Hay dos tipos de consultoría estratégica: la que aborda los retos aplicando un proceso —por ejemplo, design thinking—, y quien lo hace implantando un modelo concreto —OKR, Balanced Scorecard, 7-S, etc.—. Los playbooks aparecen en medio, cuando una organización ha atravesado un terreno incierto, ha aprendido qué funciona y decide codificarlo para repetirlo con calidad y velocidad cuando se encuentre en situaciones similares. Son, en esencia, un manual operativo que recoge cómo actuar en situaciones parecidas, incluyendo responsabilidades claras, criterios de entrada y salida, y los materiales necesarios.

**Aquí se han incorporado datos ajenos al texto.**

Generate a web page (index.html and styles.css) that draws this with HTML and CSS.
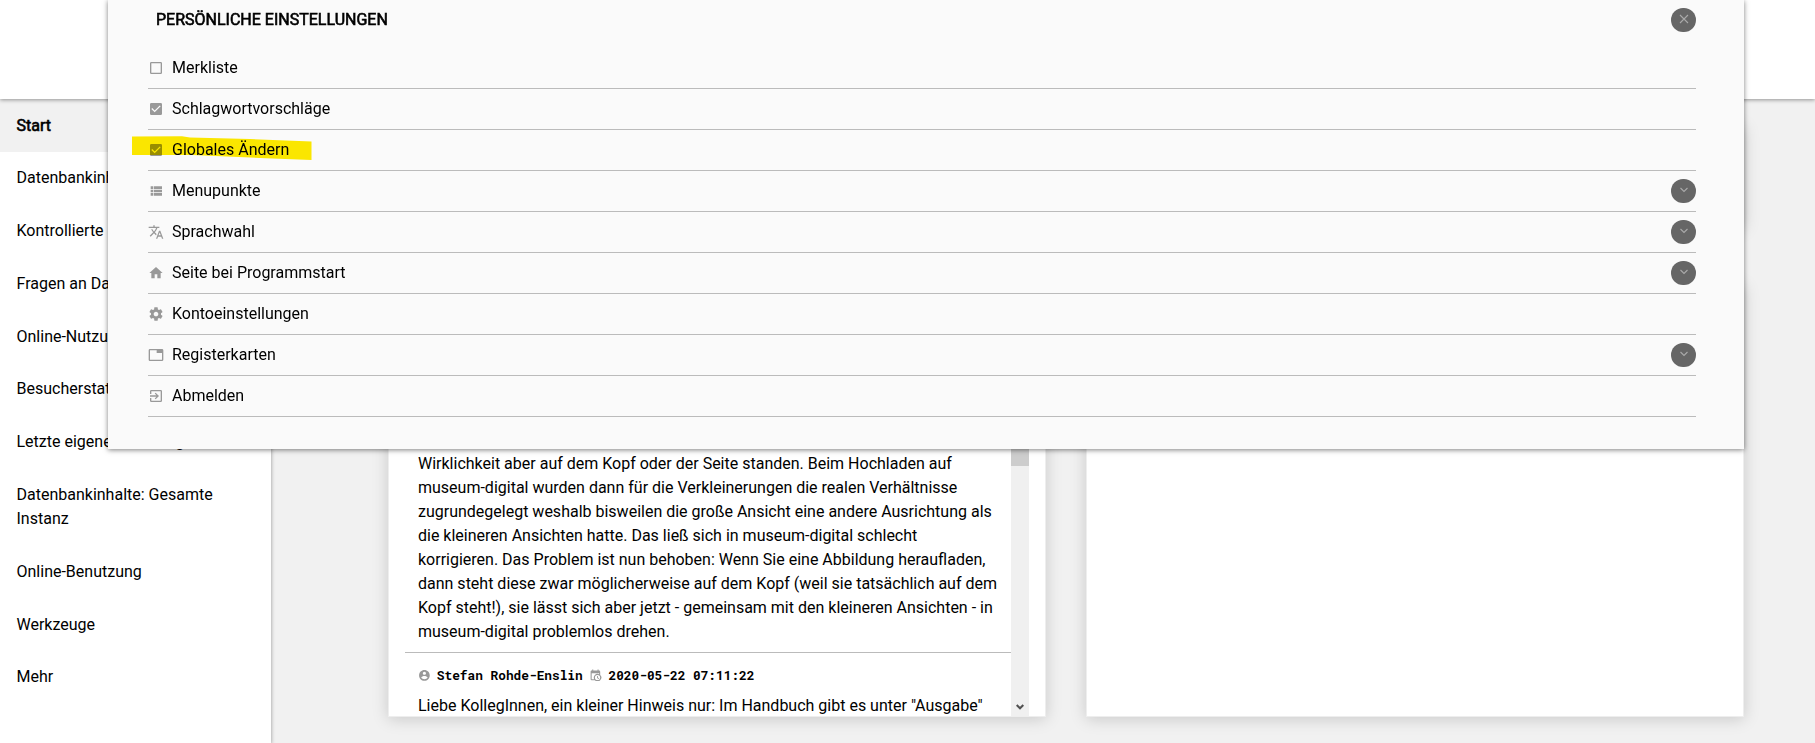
FILE: index.html
```html
<!DOCTYPE html>
<html lang="de">
<head>
<meta charset="utf-8">
<title>museum-digital</title>
<link rel="stylesheet" href="styles.css">
</head>
<body>
<header class="topbar"></header>
<div class="page">
  <nav class="sidebar">
    <a class="nav-item active">Start</a>
    <a class="nav-item">Datenbankinhalte</a>
    <a class="nav-item">Kontrollierte Listen</a>
    <a class="nav-item">Fragen an Datenbank</a>
    <a class="nav-item">Online-Nutzung</a>
    <a class="nav-item">Besucherstatistik</a>
    <a class="nav-item">Letzte eigene Änderungen</a>
    <a class="nav-item">Datenbankinhalte: Gesamte Instanz</a>
    <a class="nav-item">Online-Benutzung</a>
    <a class="nav-item">Werkzeuge</a>
    <a class="nav-item">Mehr</a>
  </nav>
  <main class="content">
    <section class="card summary"></section>
    <section class="card news">
      <div class="feed">
        <p class="post">Wirklichkeit aber auf dem Kopf oder der Seite standen. Beim Hochladen auf<br>museum-digital wurden dann für die Verkleinerungen die realen Verhältnisse<br>zugrundegelegt weshalb bisweilen die große Ansicht eine andere Ausrichtung als<br>die kleineren Ansichten hatte. Das ließ sich in museum-digital schlecht<br>korrigieren. Das Problem ist nun behoben: Wenn Sie eine Abbildung heraufladen,<br>dann steht diese zwar möglicherweise auf dem Kopf (weil sie tatsächlich auf dem<br>Kopf steht!), sie lässt sich aber jetzt - gemeinsam mit den kleineren Ansichten - in<br>museum-digital problemlos drehen.</p>
        <div class="meta">
          <svg class="meta-icon" viewBox="0 0 24 24"><path d="M12 2C6.480 2 2 6.480 2 12s4.480 10 10 10 10-4.480 10-10S17.520 2 12 2zm0 3c1.660 0 3 1.340 3 3s-1.340 3-3 3-3-1.340-3-3 1.340-3 3-3zm0 14.200c-2.500 0-4.710-1.280-6-3.220.030-1.990 4-3.080 6-3.080 1.990 0 5.970 1.090 6 3.080-1.290 1.940-3.500 3.220-6 3.220z"/></svg>
          <span class="author">Stefan Rohde-Enslin</span>
          <svg class="meta-icon" viewBox="0 0 24 24"><path d="M15 13h1.500v2.820l2.440 1.410-.750 1.300L15 16.690V13zm4-5H5v11h4.670A7 7 0 0 1 19 9.670V8zM5 21a2 2 0 0 1-2-2V5c0-1.110.890-2 2-2h1V1h2v2h8V1h2v2h1a2 2 0 0 1 2 2v6.100A7 7 0 0 1 11.100 21H5zm11-9.850A4.850 4.850 0 1 0 16 20.850 4.850 4.850 0 0 0 16 11.150z"/></svg>
          <span class="date">2020-05-22 07:11:22</span>
        </div>
        <p class="post next">Liebe KollegInnen, ein kleiner Hinweis nur: Im Handbuch gibt es unter "Ausgabe"</p>
      </div>
      <div class="scrollbar"><div class="thumb"></div><svg class="scroll-arrow" viewBox="0 0 8 6"><path d="M.700 1 4 4.300 7.300 1"/></svg></div>
    </section>
    <section class="card empty"></section>
  </main>
</div>
<div class="dialog">
  <div class="dialog-head"><h2>PERSÖNLICHE EINSTELLUNGEN</h2><span class="round"><svg viewBox="0 0 12 12"><path d="M2 2l8 8M10 2l-8 8"/></svg></span></div>
  <ul class="options">
    <li><svg class="ico" viewBox="0 0 24 24"><path d="M19 5v14H5V5h14m0-2H5a2 2 0 0 0-2 2v14a2 2 0 0 0 2 2h14a2 2 0 0 0 2-2V5a2 2 0 0 0-2-2z"/></svg>Merkliste</li>
    <li><svg class="ico" viewBox="0 0 24 24"><path d="M19 3H5a2 2 0 0 0-2 2v14a2 2 0 0 0 2 2h14a2 2 0 0 0 2-2V5a2 2 0 0 0-2-2zm-9 14l-5-5 1.410-1.410L10 14.170l7.590-7.590L19 8l-9 9z"/></svg>Schlagwortvorschläge</li>
    <li><svg class="ico" viewBox="0 0 24 24"><path d="M19 3H5a2 2 0 0 0-2 2v14a2 2 0 0 0 2 2h14a2 2 0 0 0 2-2V5a2 2 0 0 0-2-2zm-9 14l-5-5 1.410-1.410L10 14.170l7.590-7.590L19 8l-9 9z"/></svg>Globales Ändern
      <svg class="marker" viewBox="0 0 180 25"><path d="M0 .500L50 .200 58 1.500 118 3 179.500 5.500V24L140 22.500 60 19 0 19z"/></svg></li>
    <li><svg class="ico" viewBox="0 0 24 24"><path d="M4 14h4v-4H4v4zm0 5h4v-4H4v4zM4 9h4V5H4v4zm5 5h12v-4H9v4zm0 5h12v-4H9v4zM9 5v4h12V5H9z"/></svg>Menupunkte<span class="round"><svg viewBox="0 0 12 12"><path d="M2.500 4L6 7.500 9.500 4"/></svg></span></li>
    <li><svg class="ico" viewBox="0 0 24 24"><path d="M12.870 15.070l-2.540-2.510.030-.030A17.500 17.500 0 0 0 14.070 6H17V4h-7V2H8v2H1v2h11.170C11.500 7.920 10.440 9.750 9 11.350 8.070 10.320 7.300 9.190 6.690 8h-2c.730 1.630 1.730 3.170 2.980 4.560l-5.090 5.020L4 19l5-5 3.110 3.110.760-2.040zM18.500 10h-2L12 22h2l1.120-3h4.750L21 22h2l-4.500-12zm-2.620 7l1.620-4.330L19.120 17h-3.240z"/></svg>Sprachwahl<span class="round"><svg viewBox="0 0 12 12"><path d="M2.500 4L6 7.500 9.500 4"/></svg></span></li>
    <li><svg class="ico" viewBox="0 0 24 24"><path d="M10 20v-6h4v6h5v-8h3L12 3 2 12h3v8z"/></svg>Seite bei Programmstart<span class="round"><svg viewBox="0 0 12 12"><path d="M2.500 4L6 7.500 9.500 4"/></svg></span></li>
    <li><svg class="ico" viewBox="0 0 24 24"><path d="M19.430 12.980c.040-.320.070-.640.070-.980s-.030-.660-.070-.980l2.110-1.650c.190-.150.240-.420.120-.640l-2-3.460c-.120-.220-.390-.300-.610-.220l-2.490 1c-.520-.400-1.080-.730-1.690-.980l-.380-2.650A.488.488 0 0 0 14 2h-4c-.250 0-.460.180-.490.420l-.380 2.650c-.610.250-1.170.590-1.690.980l-2.490-1c-.230-.090-.490 0-.610.220l-2 3.460c-.130.220-.070.490.120.640l2.110 1.650c-.040.320-.070.650-.070.980s.030.660.070.980l-2.110 1.650c-.190.150-.240.420-.120.640l2 3.460c.120.220.390.300.610.220l2.490-1c.520.400 1.080.730 1.690.980l.380 2.650c.030.240.240.420.490.420h4c.250 0 .460-.180.490-.420l.380-2.650c.610-.250 1.170-.590 1.690-.980l2.490 1c.230.090.490 0 .610-.220l2-3.460c.120-.220.070-.490-.120-.640l-2.110-1.650zM12 15.500c-1.930 0-3.500-1.570-3.500-3.500s1.570-3.500 3.500-3.500 3.500 1.570 3.500 3.500-1.570 3.500-3.500 3.500z"/></svg>Kontoeinstellungen</li>
    <li><svg class="ico" viewBox="0 0 24 24"><path d="M21 3H3a2 2 0 0 0-2 2v14c0 1.100.900 2 2 2h18a2 2 0 0 0 2-2V5a2 2 0 0 0-2-2zm0 16H3V5h10v4h8v10z"/></svg>Registerkarten<span class="round"><svg viewBox="0 0 12 12"><path d="M2.500 4L6 7.500 9.500 4"/></svg></span></li>
    <li><svg class="ico" viewBox="0 0 24 24"><path d="M10.090 15.590L11.500 17l5-5-5-5-1.410 1.410L12.670 11H3v2h9.670l-2.580 2.590zM19 3H5a2 2 0 0 0-2 2v4h2V5h14v14H5v-4H3v4a2 2 0 0 0 2 2h14a2 2 0 0 0 2-2V5a2 2 0 0 0-2-2z"/></svg>Abmelden</li>
  </ul>
</div>
</body>
</html>
```
FILE: styles.css
```css
* { box-sizing: border-box; }
body {
  margin: 0;
  height: 743px;
  overflow: hidden;
  display: flex;
  flex-direction: column;
  background: #f1f1f1;
  color: #000;
  font: 16px/24px Roboto, "Noto Sans", sans-serif;
}
.topbar {
  position: relative;
  z-index: 2;
  flex: none;
  height: 99px;
  background: #fff;
  box-shadow: 0 1px 4px rgba(0, 0, 0, .4);
}
.page { flex: 1; display: flex; min-height: 0; }
.sidebar {
  flex: none;
  width: 271px;
  padding-top: .2px;
  background: #fff;
  box-shadow: 0 1px 4px rgba(0, 0, 0, .4);
}
.nav-item { display: block; padding: 14.400px 16.500px; }
.nav-item.active { background: #f1f1f1; -webkit-text-stroke: .6px #000; }
.content {
  flex: 1;
  display: grid;
  grid-template-columns: 658px 658px;
  grid-template-rows: 102px 433px;
  gap: 57px 40px;
  padding: 26px 0 0 117px;
}
.card {
  border: 1px solid #eee;
  background: #fff;
  box-shadow: 0 2px 15px rgba(0, 0, 0, .17);
}
.summary { grid-column: 1 / 3; }
.news { display: flex; padding: 0 16px; overflow: hidden; }
.feed { flex: 1; display: flex; flex-direction: column; justify-content: flex-end; }
.post { margin: 0; padding: 0 13px 8px; white-space: nowrap; }
.post.next { padding-bottom: 0; margin-bottom: -2px; }
.meta {
  display: flex;
  align-items: center;
  height: 42px;
  padding: 3px 13px 0;
  border-top: 1px solid #bbb;
  font: bold 12.800px/24px "Roboto Mono", "DejaVu Sans Mono", monospace;
}
.meta-icon { width: 12.800px; height: 12.800px; fill: #999; }
.author { margin: 0 6px; }
.date { margin-left: 7px; }
.scrollbar {
  position: relative;
  width: 18px;
  background: #f0f0f0;
}
.thumb { height: 181px; background: #cdcdcd; }
.scroll-arrow {
  position: absolute;
  left: 5px;
  bottom: 6px;
  width: 8px;
  height: 6px;
  fill: none;
  stroke: #505050;
  stroke-width: 2;
}
.dialog {
  position: absolute;
  z-index: 5;
  left: 108px;
  top: 0;
  width: 1636px;
  height: 449px;
  padding: 0 48px 0 40px;
  background: #fafafa;
  box-shadow: 0 1px 5px rgba(0, 0, 0, .5);
}
.dialog-head {
  display: flex;
  align-items: center;
  justify-content: space-between;
  height: 40px;
  padding: 0 0 0 8px;
}
.dialog-head h2 {
  margin: 0;
  font-size: 16px;
  line-height: 24px;
  font-weight: 400;
  -webkit-text-stroke: .6px #000;
}
.options { margin: 0; padding: 8px 0 0; list-style: none; }
.options li {
  position: relative;
  display: flex;
  align-items: center;
  height: 41px;
  border-bottom: 1px solid #bbb;
}
.ico { width: 16px; height: 16px; margin-right: 8px; fill: #999; }
.round {
  display: flex;
  justify-content: center;
  width: 25px;
  height: 24px;
  margin-left: auto;
  padding-top: 5px;
  border-radius: 12px;
  background: #666;
}
.round svg { width: 12px; height: 12px; fill: none; stroke: #aaa; stroke-width: 1.100; }
.marker {
  position: absolute;
  left: -16px;
  top: 6px;
  width: 180px;
  height: 25px;
  fill: #ffeb00;
  mix-blend-mode: multiply;
}
```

Sin embargo, el concepto no nació en la empresa. “Playbook” designaba originalmente un libro de obras teatrales; más tarde se popularizó en el deporte —especialmente en el fútbol americano— como el cuaderno de jugadas que los equipos memorizan y ejecutan. Desde ahí pasó como sinónimo de repertorio táctico. Solo después dio el salto al mundo corporativo. Hoy es habitual hablar de sales playbook o marketing playbook o, por qué no, el HR playbook, con presencia en la literatura como Harvard Business Review, que ha tratado la noción repetidamente en la última década.

¿Por qué los playbooks son importantes?

Porque resuelven una tensión clásica cuando debemos decidir entre modelo o proceso para solventar un reto en nuestras organizaciones porque queremos la consistencia de un modelo sin caer en su rigidez. Un playbook permite precisamente que equipos distintos hagan las cosas bajo un estándar compartido, pero deja margen para la adaptación, por lo que, por un lado, reduce el tiempo de arranque en un proyecto, pero disminuye la dependencia de los denominados “héroes” individuales, que es cuando los resultados dependen de unas pocas personas -salvadores, que “salvan” las situaciones porque poseen un conocimiento tácito muy concreto o unas redes sociales difíciles de replicar por otros, lo que les convierte a menudo en demasiado imprescindibles. El problema es que, si esa persona no está, el proyecto falla.

El playbook hace explícito ese conocimiento tácito (lo necesario para elegir la mejor jugada, pasos críticos, plantillas, criterios de éxito…) y lo convierte en un conocimiento susceptible de ser compartido y de ser medible. Así, el resultado deja de ser la hazaña de una persona para convertirse en una capacidad organizativa, porque más personas pueden lograr resultados similares, y la organización aprende más y mejor.

Entender el playbook como puente ayuda a decidir cuándo usarlo. Usar un proceso para resolver un reto es idóneo cuando la ambigüedad del mismo es alta y  la organización necesita aprender; el modelo es útil cuando el reto está muy acotado. El playbook conecta ambos mundos: toma lo ya validado por la aplicación del proceso, lo empaqueta en “jugadas” reutilizables y lo somete a un modelo de gobernanza.

Así, lo que empezó como un experimento con el proceso deja de serlo y se convierte en una capacidad organizativa.

¿Qué contiene un buen playbook?

No solo pasos. Empieza por el propósito y los principios que guiarán las decisiones. Define roles y momentos de intervención. Describe jugadas con información sobre cuándo aplicarlas y cuándo no, una secuencia operativa simple y una Definition of Done (qué significará que algo está hecho bien). Se acompaña de plantillas —guiones, correos tipo, canvas, dashboards—, incluye lo que hacer y lo que evitar, y establece métricas de éxito junto con límites o alertas. Finalmente, contempla posibles variantes, un espacio de preguntas frecuentes y un mecanismo de gobernanza para hacer los cambios necesarios en caso de cambios en el entorno.

El método para crear un playbook suele ser iterativo. Primero, destilar las evidencias, es decir, extraer del reto en el que se aplicó el proceso para solventarlo, qué funcionó de verdad, con datos y ejemplos concretos. Después, estandarizar la solución con “jugadas”. Luego, empaquetar los entregables. A continuación, definir métricas que traduzcan “lo que está bien hecho” en algo observable. Por último, probar con un equipo, ajustar y establecer una cadencia de revisión con un responsable claro. Ese ciclo convierte el playbook en un artefacto vivo (v1.0, v1.1…) y no en un mero PDF olvidado.

Conviene diferenciarlo de otras cosas. Por ejemplo, una política marca límites; un procedimiento describe un flujo paso a paso… pero el playbook orquesta decisiones y recursos a un nivel más estratégico y no tan operativo.

¿Cuándo merece la pena invertir en uno? Cuando la organización repite una actividad con resultados variables o cuando quiere escalar un piloto a varios. Y vosotros, ¿ya tenéis vuestros playbooks?